A combination of the capital growth and income generated by a unit trust’s underlying investments make up the return it delivers.

Funds are run by investment professionals who set out the objective of the fund and then make investment decisions in its pursuit.

The performance of the fund is intrinsically linked to the success or otherwise of the fund manager and past performance can give a very strong indication of what the future may hold.

‘Some, like Neil Woodford in his pomp, enjoy almost rock star status and huge amounts of money can follow them around’

Some, like Neil Woodford in his pomp, enjoy almost rock star status and huge amounts of money can follow them around; some managers are known as momentum investors – following rising trends in the expectation that they will continue, whilst others may be contrarian – purchasing unfashionable shares in pursuit of market beating performance.

The fund’s distribution yield is often used as an indicator of the income an investor may be able to expect from the fund in the next twelve months and is expressed as a percentage of the midpoint between a fund’s bid and offer prices on a particular day.

Historic yield is used to show the distributions declared over the previous 12 months, whereas underlying yield denotes annualised income after all expenses have been declared.

Past performance should be examined carefully by a would-be investor and there are plenty of data sources available to aid your research, including Morning Star and Trustnet.

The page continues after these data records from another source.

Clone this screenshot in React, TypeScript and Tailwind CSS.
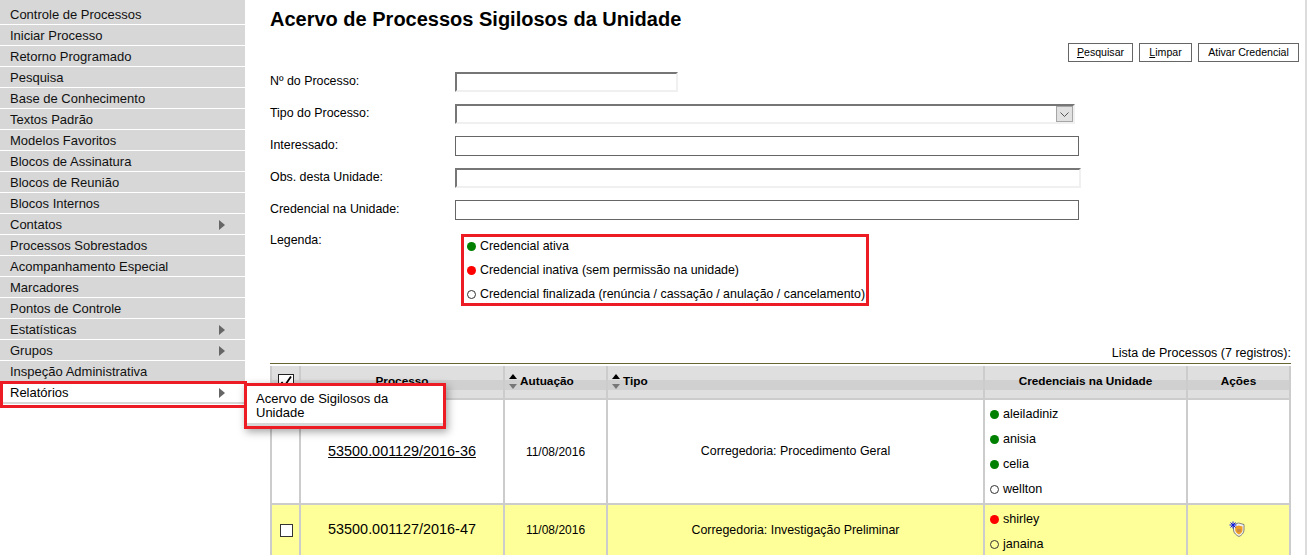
const menu = [
  { name: 'Controle de Processos' },
  { name: 'Iniciar Processo' },
  { name: 'Retorno Programado' },
  { name: 'Pesquisa' },
  { name: 'Base de Conhecimento' },
  { name: 'Textos Padrão' },
  { name: 'Modelos Favoritos' },
  { name: 'Blocos de Assinatura' },
  { name: 'Blocos de Reunião' },
  { name: 'Blocos Internos' },
  { name: 'Contatos', arrow: true },
  { name: 'Processos Sobrestados' },
  { name: 'Acompanhamento Especial' },
  { name: 'Marcadores' },
  { name: 'Pontos de Controle' },
  { name: 'Estatísticas', arrow: true },
  { name: 'Grupos', arrow: true },
  { name: 'Inspeção Administrativa' },
]

type Status = 'ativa' | 'inativa' | 'finalizada'

function Dot({ status }: { status: Status }) {
  if (status === 'ativa') return <span className="inline-block size-[9px] rounded-full bg-[#008000]" />
  if (status === 'inativa') return <span className="inline-block size-[9px] rounded-full bg-[#ff0000]" />
  return <span className="inline-block size-[9px] rounded-full border border-[#333]" />
}

function Arrow() {
  return <span className="h-0 w-0 border-y-[5px] border-l-[6px] border-y-transparent border-l-[#666]" />
}

function ShieldIcon() {
  return (
    <svg width="16" height="16" viewBox="0 0 16 16">
      <path d="M9.5 2 L15 3.5 V9 C15 12 12.5 14.5 10 15.5 C7.5 14.5 4.5 12 4.5 9 V3.5 Z" fill="#f2f2f2" stroke="#666" strokeWidth="0.8" />
      <path d="M9.8 4.5 L13.5 5.5 V9 C13.5 11 11.8 12.7 10 13.6 C8.2 12.7 6.2 11 6.2 9 V5.5 Z" fill="#ef9f26" />
      <path d="M8 8 H12 V11 H8 Z" fill="#cf8b45" />
      <path d="M4 0.5 V7.5 M0.5 4 H7.5 M1.5 1.5 L6.5 6.5 M6.5 1.5 L1.5 6.5" stroke="#0b14e8" strokeWidth="1" />
    </svg>
  )
}

function SortHeader({ label }: { label: string }) {
  return (
    <div className="flex h-full items-center gap-[3px] pl-[4px] text-[11.8px] font-bold">
      <span className="flex flex-col gap-[5px]">
        <span className="h-0 w-0 border-x-[4.5px] border-b-[5px] border-x-transparent border-b-black" />
        <span className="h-0 w-0 border-x-[4.5px] border-t-[5px] border-x-transparent border-t-[#777]" />
      </span>
      {label}
    </div>
  )
}

function HeaderCell({ children }: { children: React.ReactNode }) {
  return (
    <div className="relative h-[32px] bg-[#dfdfdf]">
      <div className="absolute inset-x-0 top-[14px] h-[10px] bg-[#d0d0d0]" />
      <div className="relative h-[31px]">{children}</div>
    </div>
  )
}

const inputInset = 'h-5 border-2 border-t-[#767676] border-l-[#767676] border-r-[#f0f0f0] border-b-[#f0f0f0]'
const inputPlain = 'h-5 border border-[#666]'
const labelClass = 'w-[185px] pb-[2px] leading-[18px]'

export default function App() {
  return (
    <div className="relative flex h-[555px] overflow-hidden bg-white font-['Liberation_Sans',Arial,sans-serif] text-[12.4px] text-black">
      <aside className="w-[245px] shrink-0 text-[13px]">
        <div className="bg-[#d7d7d7] pt-[4px]">
          {menu.map((item) => (
            <div key={item.name} className="flex h-[21px] items-center justify-between border-b border-white pt-[1px] pr-[20px] pl-[10px] text-[#111]">
              <span>{item.name}</span>
              {item.arrow && <Arrow />}
            </div>
          ))}
        </div>
        <div className="flex h-[22px] items-center justify-between border-b-2 border-[#d7d7d7] pt-[1px] pr-[20px] pl-[10px]">
          <span>Relatórios</span>
          <Arrow />
        </div>
      </aside>

      <main className="flex-1 border-r-2 border-[#dcdcdc] pr-[14px] pl-[25px]">
        <h1 className="mt-[7px] h-[24px] text-[20px] leading-[24px] font-bold">Acervo de Processos Sigilosos da Unidade</h1>

        <div className="mt-[12px] -mr-[8px] flex justify-end gap-[6px] text-[10.6px]">
          <button className="h-[19px] w-[65px] border border-[#666]"><u>P</u>esquisar</button>
          <button className="h-[19px] w-[53px] border border-[#666]"><u>L</u>impar</button>
          <button className="h-[19px] w-[101px] border border-[#666]">Ativar Credencial</button>
        </div>

        <div className="mt-[10px] flex flex-col gap-[12px]">
          <div className="flex items-center">
            <label className={labelClass}>Nº do Processo:</label>
            <div className={`w-[223px] ${inputInset}`} />
          </div>
          <div className="flex items-center">
            <label className={labelClass}>Tipo do Processo:</label>
            <div className={`flex w-[620px] justify-end ${inputInset}`}>
              <span className="flex w-[17px] items-center justify-center border border-[#a6a6a6] bg-[#e1e1e1]">
                <svg width="9" height="5" viewBox="0 0 9 5"><path d="M0.5 0.5 L4.5 4.5 L8.5 0.5" fill="none" stroke="#555" /></svg>
              </span>
            </div>
          </div>
          <div className="flex items-center">
            <label className={labelClass}>Interessado:</label>
            <div className={`w-[624px] ${inputPlain}`} />
          </div>
          <div className="flex items-center">
            <label className={labelClass}>Obs. desta Unidade:</label>
            <div className={`w-[626px] ${inputInset}`} />
          </div>
          <div className="flex items-center">
            <label className={labelClass}>Credencial na Unidade:</label>
            <div className={`w-[624px] ${inputPlain}`} />
          </div>
        </div>

        <div className="mt-[11px] flex">
          <span className="w-[185px] leading-[18px]">Legenda:</span>
          <div className="flex flex-col gap-[10px] pt-[8px] pl-[12px]">
            <div className="flex h-[14px] items-center gap-[4px]"><Dot status="ativa" />Credencial ativa</div>
            <div className="flex h-[14px] items-center gap-[4px]"><Dot status="inativa" />Credencial inativa (sem permissão na unidade)</div>
            <div className="flex h-[14px] items-center gap-[4px]"><Dot status="finalizada" />Credencial finalizada (renúncia / cassação / anulação / cancelamento)</div>
          </div>
        </div>

        <p className="mt-[45px] h-[15px] text-right text-[12.5px] leading-[15px]">Lista de Processos (7 registros):</p>

        <div className="mt-[2px] border-t border-[#666633] pt-[2px]">
          <div className="grid grid-cols-[27px_202px_101px_375px_201px_101px] gap-x-[2px] gap-y-[2px] bg-[#cccccc] px-[2px]">
            <HeaderCell>
              <div className="flex h-full items-center justify-center">
                <span className="flex size-[16px] items-center justify-center border border-[#222] bg-white">
                  <svg width="14" height="14" viewBox="0 0 14 14"><path d="M2.5 7 L5.5 11 L12 1.5" fill="none" stroke="#000" strokeWidth="1.8" /></svg>
                </span>
              </div>
            </HeaderCell>
            <HeaderCell><div className="flex h-full items-center justify-center text-[11.8px] font-bold">Processo</div></HeaderCell>
            <HeaderCell><SortHeader label="Autuação" /></HeaderCell>
            <HeaderCell><SortHeader label="Tipo" /></HeaderCell>
            <HeaderCell><div className="flex h-full items-center justify-center text-[11.8px] font-bold">Credenciais na Unidade</div></HeaderCell>
            <HeaderCell><div className="flex h-full items-center justify-center text-[11.8px] font-bold">Ações</div></HeaderCell>

            <div className="h-[103px] bg-white" />
            <div className="flex h-[103px] items-center justify-center bg-white text-[14.4px] underline">53500.001129/2016-36</div>
            <div className="flex items-center justify-center bg-white text-[12px]">11/08/2016</div>
            <div className="flex items-center justify-center bg-white">Corregedoria: Procedimento Geral</div>
            <div className="flex flex-col gap-[11px] bg-white pt-[7px] pl-[5px] text-[12.6px]">
              <div className="flex h-[14px] items-center gap-[4px]"><Dot status="ativa" />aleiladiniz</div>
              <div className="flex h-[14px] items-center gap-[4px]"><Dot status="ativa" />anisia</div>
              <div className="flex h-[14px] items-center gap-[4px]"><Dot status="ativa" />celia</div>
              <div className="flex h-[14px] items-center gap-[4px]"><Dot status="finalizada" />wellton</div>
            </div>
            <div className="bg-white" />

            <div className="flex h-[50px] items-center justify-center bg-[#ffff99]"><span className="ml-[1px] size-[13px] border border-[#333] bg-white" /></div>
            <div className="flex items-center justify-center bg-[#ffff99] text-[14.4px]">53500.001127/2016-47</div>
            <div className="flex items-center justify-center bg-[#ffff99] text-[12px]">11/08/2016</div>
            <div className="flex items-center justify-center bg-[#ffff99]">Corregedoria: Investigação Preliminar</div>
            <div className="flex flex-col gap-[11px] bg-[#ffff99] pt-[7px] pl-[5px] text-[12.6px]">
              <div className="flex h-[14px] items-center gap-[4px]"><Dot status="inativa" />shirley</div>
              <div className="flex h-[14px] items-center gap-[4px]"><Dot status="finalizada" />janaina</div>
            </div>
            <div className="flex items-start justify-center bg-[#ffff99] pt-[16px] pr-[3px]"><ShieldIcon /></div>
          </div>
        </div>
      </main>

      {/* popup do menu */}
      <div className="absolute top-[383px] left-[244px] h-[46px] w-[202px] bg-white text-[13px] shadow-[2px_3px_8px_rgba(0,0,0,0.35)]">
        <div className="absolute inset-x-[3px] bottom-[3px] h-[3px] bg-[#d7d7d7]" />
        <div className="pt-[9px] pl-[12px] leading-[14px]">Acervo de Sigilosos da<br />Unidade</div>
      </div>
      {/* marcacoes vermelhas */}
      <div className="absolute top-[381px] left-0 h-[27px] w-[247px] border-[3px] border-[#ed1c24]" />
      <div className="absolute top-[383px] left-[244px] h-[46px] w-[202px] border-[3px] border-[#ed1c24]" />
      <div className="absolute top-[234px] left-[461px] h-[72px] w-[408px] border-[3px] border-[#ed1c24]" />
    </div>
  )
}
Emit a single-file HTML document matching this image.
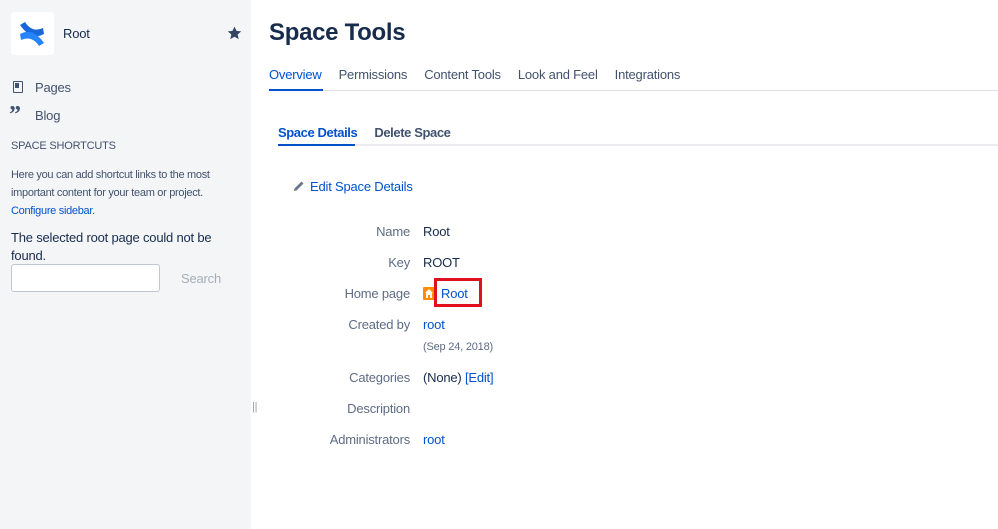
<!DOCTYPE html><html><head><style>
body{margin:0;width:998px;height:529px;overflow:hidden;font-family:"Liberation Sans",sans-serif;color:#172b4d;background:#fff;position:relative;letter-spacing:-0.2px}
.a{position:absolute;white-space:nowrap}
.sb{position:absolute;left:0;top:0;width:251px;height:529px;background:#f4f5f7}
.blue{color:#0052cc}
.lbl{position:absolute;right:588px;font-size:13px;color:#5e6c84;white-space:nowrap}
.val{position:absolute;left:423px;font-size:13px;white-space:nowrap}
</style></head><body>
<div class="sb"></div>
<div class="a" style="left:11px;top:12px;width:43px;height:43px;background:#fff;border-radius:3px"></div>
<svg class="a" style="left:18px;top:20px" width="28" height="28" viewBox="0 0 28 28"><path d="M2 5 L7 2 Q14 13 25 8 L26 14 Q13 21 2 5Z" fill="#1868db"/><path d="M26 23 L21 26 Q14 15 3 20 L2 14 Q15 7 26 23Z" fill="#2684ff"/></svg>
<div class="a" style="left:63px;top:26px;font-size:13px">Root</div>
<svg class="a" style="left:227px;top:26px" width="15" height="14" viewBox="0 0 24 23"><path d="M12 1l3.3 7 7.7.8-5.8 5.2 1.7 7.6L12 17.7l-6.9 3.9 1.7-7.6L1 8.8l7.7-.8z" fill="#344563"/></svg>
<div class="a" style="left:13px;top:81px;width:8px;height:10px;border:1.5px solid #42526e;border-radius:1px"></div>
<div class="a" style="left:15px;top:83px;width:4px;height:5px;background:#42526e"></div>
<div class="a" style="left:35px;top:80px;font-size:13px;color:#42526e">Pages</div>
<div class="a" style="left:9px;top:102px;font-size:24px;font-weight:bold;color:#42526e;font-family:'Liberation Serif',serif">”</div>
<div class="a" style="left:35px;top:108px;font-size:13px;color:#42526e">Blog</div>
<div class="a" style="left:11px;top:140px;font-size:11px;color:#42526e">SPACE SHORTCUTS</div>
<div class="a" style="left:11px;top:166px;font-size:11px;line-height:18px;color:#42526e;letter-spacing:-0.3px">Here you can add shortcut links to the most<br>important content for your team or project.<br><span class="blue">Configure sidebar.</span></div>
<div class="a" style="left:11px;top:229px;font-size:13px;line-height:18px">The selected root page could not be<br>found.</div>
<div class="a" style="left:11px;top:264px;width:147px;height:26px;background:#fff;border:1px solid #c1c7d0;border-radius:3px"></div>
<div class="a" style="left:181px;top:271px;font-size:13px;color:#a5adba">Search</div>
<div class="a" style="left:252px;top:401px;font-size:11px;color:#97a0af">||</div>
<div class="a" style="left:269px;top:19px;font-size:24px;font-weight:bold;letter-spacing:-0.3px">Space Tools</div>
<div class="a" style="left:269px;top:67px;font-size:13px;color:#42526e"><span class="blue" style="margin-right:17px">Overview</span><span style="margin-right:17px">Permissions</span><span style="margin-right:17px">Content Tools</span><span style="margin-right:17px">Look and Feel</span>Integrations</div>
<div class="a" style="left:269px;top:90px;width:729px;height:1px;background:#dfe1e6"></div>
<div class="a" style="left:269px;top:89px;width:54px;height:2px;background:#0052cc"></div>
<div class="a" style="left:278px;top:125px;font-size:13px;font-weight:bold;color:#42526e;letter-spacing:-0.4px"><span class="blue" style="margin-right:17px">Space Details</span>Delete Space</div>
<div class="a" style="left:278px;top:144px;width:720px;height:2px;background:#ebecf0"></div>
<div class="a" style="left:278px;top:144px;width:77px;height:2px;background:#0052cc"></div>
<svg class="a" style="left:293px;top:180px" width="12" height="12" viewBox="0 0 12 12"><path d="M1 11 L1.5 8.5 L8.5 1.5 L10.5 3.5 L3.5 10.5Z" fill="#6b778c"/></svg>
<div class="a blue" style="left:310px;top:179px;font-size:13px">Edit Space Details</div>
<div class="lbl" style="top:224px">Name</div><div class="val" style="top:224px">Root</div>
<div class="lbl" style="top:255px">Key</div><div class="val" style="top:255px">ROOT</div>
<div class="lbl" style="top:286px">Home page</div>
<div class="a" style="left:423px;top:287px;width:12px;height:13px;background:#ff8b00;border-radius:1px"></div>
<svg class="a" style="left:424px;top:288px" width="10" height="11" viewBox="0 0 10 11"><path d="M5 1 L9 5 H8 V10 H6 V7 H4 V10 H2 V5 H1Z" fill="#fff"/></svg>
<div class="a" style="left:434px;top:278px;width:42px;height:23px;border:3px solid #e0101c"></div>
<div class="val blue" style="top:286px;left:441px">Root</div>
<div class="lbl" style="top:317px">Created by</div><div class="val blue" style="top:317px">root</div>
<div class="val" style="top:341px;font-size:11px;color:#5e6c84">(Sep 24, 2018)</div>
<div class="lbl" style="top:370px">Categories</div><div class="val" style="top:370px">(None) <span class="blue">[Edit]</span></div>
<div class="lbl" style="top:401px">Description</div>
<div class="lbl" style="top:432px">Administrators</div><div class="val blue" style="top:432px">root</div>
</body></html>
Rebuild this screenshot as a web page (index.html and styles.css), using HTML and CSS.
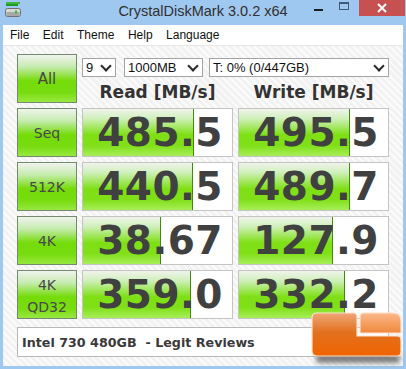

The Investment Association classifies funds to allow objective comparison by industry sector, asset type or region in which they invest and also whether they seek to deliver income or growth.

 

The Cost of Investing in Unit Trusts

 

There are two main types of charges attached to unit trusts, one-off charges and regular or annual charges, all of which have to be disclosed before you invest.

One-off charges include the cost of entry – the ‘initial’ or ‘preliminary’ charge or, very rarely, an exit charge levied in its stead.

A fund’s ongoing charges – formerly known as the total expense ratio or ‘TER’ – pay for the running of the fund; some might even levy a performance fee which becomes due if the manager beats the fund’s set performance target.

‘Technology is the enabler and for those prepared to invest some time getting to grips with unit trusts, the benefits could be significant.’

The fund also pays out the trading commissions that are incurred by buying and selling assets.

When considering an investment you need to understand whether the past performance of the fund represents capital return or total return (a rising or falling share price and dividend income) and also whether that return is shown before or after taxes and charges, how its portfolio has performed relative to its benchmark and how it has performed relative to other funds in its sector.

The unit trust fact sheet gives you an indication of how the fund has performed, how transparent it is on costs and its underlying holdings is certainly up for debate.

On other parts of this site you will find fund managers explaining the strategy and objectives of the funds they manage and what was once an industry dominated by intermediaries, correctly schooled in what to look for, there is no reason why the DIY investor should not be able to achieve the market exposure they want, at a transparent cost and with a risk profile they can tolerate without the need to pay for expensive advice.

Technology is the enabler and for those prepared to invest some time getting to grips with unit trusts, the benefits could be significant.